---- Data section
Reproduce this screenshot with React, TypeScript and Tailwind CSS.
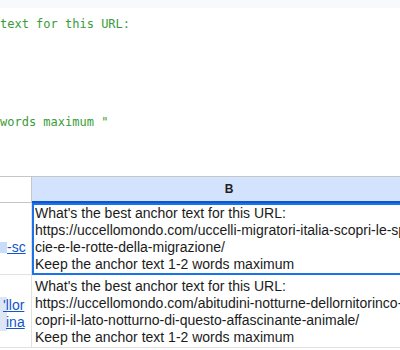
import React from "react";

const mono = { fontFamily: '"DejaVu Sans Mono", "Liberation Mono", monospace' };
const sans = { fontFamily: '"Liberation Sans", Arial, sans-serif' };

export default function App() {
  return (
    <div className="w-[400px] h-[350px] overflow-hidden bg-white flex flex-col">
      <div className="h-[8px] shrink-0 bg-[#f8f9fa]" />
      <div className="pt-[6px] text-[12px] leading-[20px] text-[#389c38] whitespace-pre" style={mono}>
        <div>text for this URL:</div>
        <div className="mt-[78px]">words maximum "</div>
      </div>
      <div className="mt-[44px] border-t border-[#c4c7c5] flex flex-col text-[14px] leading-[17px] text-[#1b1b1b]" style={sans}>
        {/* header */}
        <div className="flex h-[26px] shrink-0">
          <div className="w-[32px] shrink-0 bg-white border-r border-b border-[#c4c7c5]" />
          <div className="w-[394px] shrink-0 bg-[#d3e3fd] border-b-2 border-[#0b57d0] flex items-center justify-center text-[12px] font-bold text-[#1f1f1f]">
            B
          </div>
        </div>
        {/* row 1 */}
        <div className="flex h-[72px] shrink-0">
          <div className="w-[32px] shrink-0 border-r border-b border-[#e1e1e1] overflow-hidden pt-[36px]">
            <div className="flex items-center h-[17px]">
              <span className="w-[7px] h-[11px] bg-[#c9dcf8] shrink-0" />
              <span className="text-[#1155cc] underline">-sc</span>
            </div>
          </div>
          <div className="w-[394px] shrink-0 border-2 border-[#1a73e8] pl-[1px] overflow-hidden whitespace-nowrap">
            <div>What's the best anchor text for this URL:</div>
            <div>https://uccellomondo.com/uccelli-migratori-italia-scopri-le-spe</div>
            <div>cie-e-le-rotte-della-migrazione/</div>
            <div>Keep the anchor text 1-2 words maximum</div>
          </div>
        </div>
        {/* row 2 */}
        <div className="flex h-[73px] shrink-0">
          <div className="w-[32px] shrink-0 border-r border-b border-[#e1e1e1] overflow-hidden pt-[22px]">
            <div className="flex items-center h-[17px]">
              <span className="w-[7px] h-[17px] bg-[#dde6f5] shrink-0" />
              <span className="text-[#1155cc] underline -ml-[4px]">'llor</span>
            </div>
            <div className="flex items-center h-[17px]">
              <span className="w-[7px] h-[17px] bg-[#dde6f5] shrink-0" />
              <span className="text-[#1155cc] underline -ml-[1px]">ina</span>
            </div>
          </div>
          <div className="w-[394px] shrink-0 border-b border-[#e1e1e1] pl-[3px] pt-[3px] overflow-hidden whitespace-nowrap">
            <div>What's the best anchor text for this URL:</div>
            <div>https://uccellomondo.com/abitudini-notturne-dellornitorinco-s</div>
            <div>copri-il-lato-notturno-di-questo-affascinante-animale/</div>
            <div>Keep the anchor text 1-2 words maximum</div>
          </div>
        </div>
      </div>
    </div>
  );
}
--------
Could you repeat all of the material exactly? Pictures should not be copied.

■ Solution:
Reproduce this screenshot with React, TypeScript and Tailwind CSS.
import React from "react";

const mono = { fontFamily: '"DejaVu Sans Mono", "Liberation Mono", monospace' };
const sans = { fontFamily: '"Liberation Sans", Arial, sans-serif' };

export default function App() {
  return (
    <div className="w-[400px] h-[350px] overflow-hidden bg-white flex flex-col">
      <div className="h-[8px] shrink-0 bg-[#f8f9fa]" />
      <div className="pt-[6px] text-[12px] leading-[20px] text-[#389c38] whitespace-pre" style={mono}>
        <div>text for this URL:</div>
        <div className="mt-[78px]">words maximum "</div>
      </div>
      <div className="mt-[44px] border-t border-[#c4c7c5] flex flex-col text-[14px] leading-[17px] text-[#1b1b1b]" style={sans}>
        {/* header */}
        <div className="flex h-[26px] shrink-0">
          <div className="w-[32px] shrink-0 bg-white border-r border-b border-[#c4c7c5]" />
          <div className="w-[394px] shrink-0 bg-[#d3e3fd] border-b-2 border-[#0b57d0] flex items-center justify-center text-[12px] font-bold text-[#1f1f1f]">
            B
          </div>
        </div>
        {/* row 1 */}
        <div className="flex h-[72px] shrink-0">
          <div className="w-[32px] shrink-0 border-r border-b border-[#e1e1e1] overflow-hidden pt-[36px]">
            <div className="flex items-center h-[17px]">
              <span className="w-[7px] h-[11px] bg-[#c9dcf8] shrink-0" />
              <span className="text-[#1155cc] underline">-sc</span>
            </div>
          </div>
          <div className="w-[394px] shrink-0 border-2 border-[#1a73e8] pl-[1px] overflow-hidden whitespace-nowrap">
            <div>What's the best anchor text for this URL:</div>
            <div>https://uccellomondo.com/uccelli-migratori-italia-scopri-le-spe</div>
            <div>cie-e-le-rotte-della-migrazione/</div>
            <div>Keep the anchor text 1-2 words maximum</div>
          </div>
        </div>
        {/* row 2 */}
        <div className="flex h-[73px] shrink-0">
          <div className="w-[32px] shrink-0 border-r border-b border-[#e1e1e1] overflow-hidden pt-[22px]">
            <div className="flex items-center h-[17px]">
              <span className="w-[7px] h-[17px] bg-[#dde6f5] shrink-0" />
              <span className="text-[#1155cc] underline -ml-[4px]">'llor</span>
            </div>
            <div className="flex items-center h-[17px]">
              <span className="w-[7px] h-[17px] bg-[#dde6f5] shrink-0" />
              <span className="text-[#1155cc] underline -ml-[1px]">ina</span>
            </div>
          </div>
          <div className="w-[394px] shrink-0 border-b border-[#e1e1e1] pl-[3px] pt-[3px] overflow-hidden whitespace-nowrap">
            <div>What's the best anchor text for this URL:</div>
            <div>https://uccellomondo.com/abitudini-notturne-dellornitorinco-s</div>
            <div>copri-il-lato-notturno-di-questo-affascinante-animale/</div>
            <div>Keep the anchor text 1-2 words maximum</div>
          </div>
        </div>
      </div>
    </div>
  );
}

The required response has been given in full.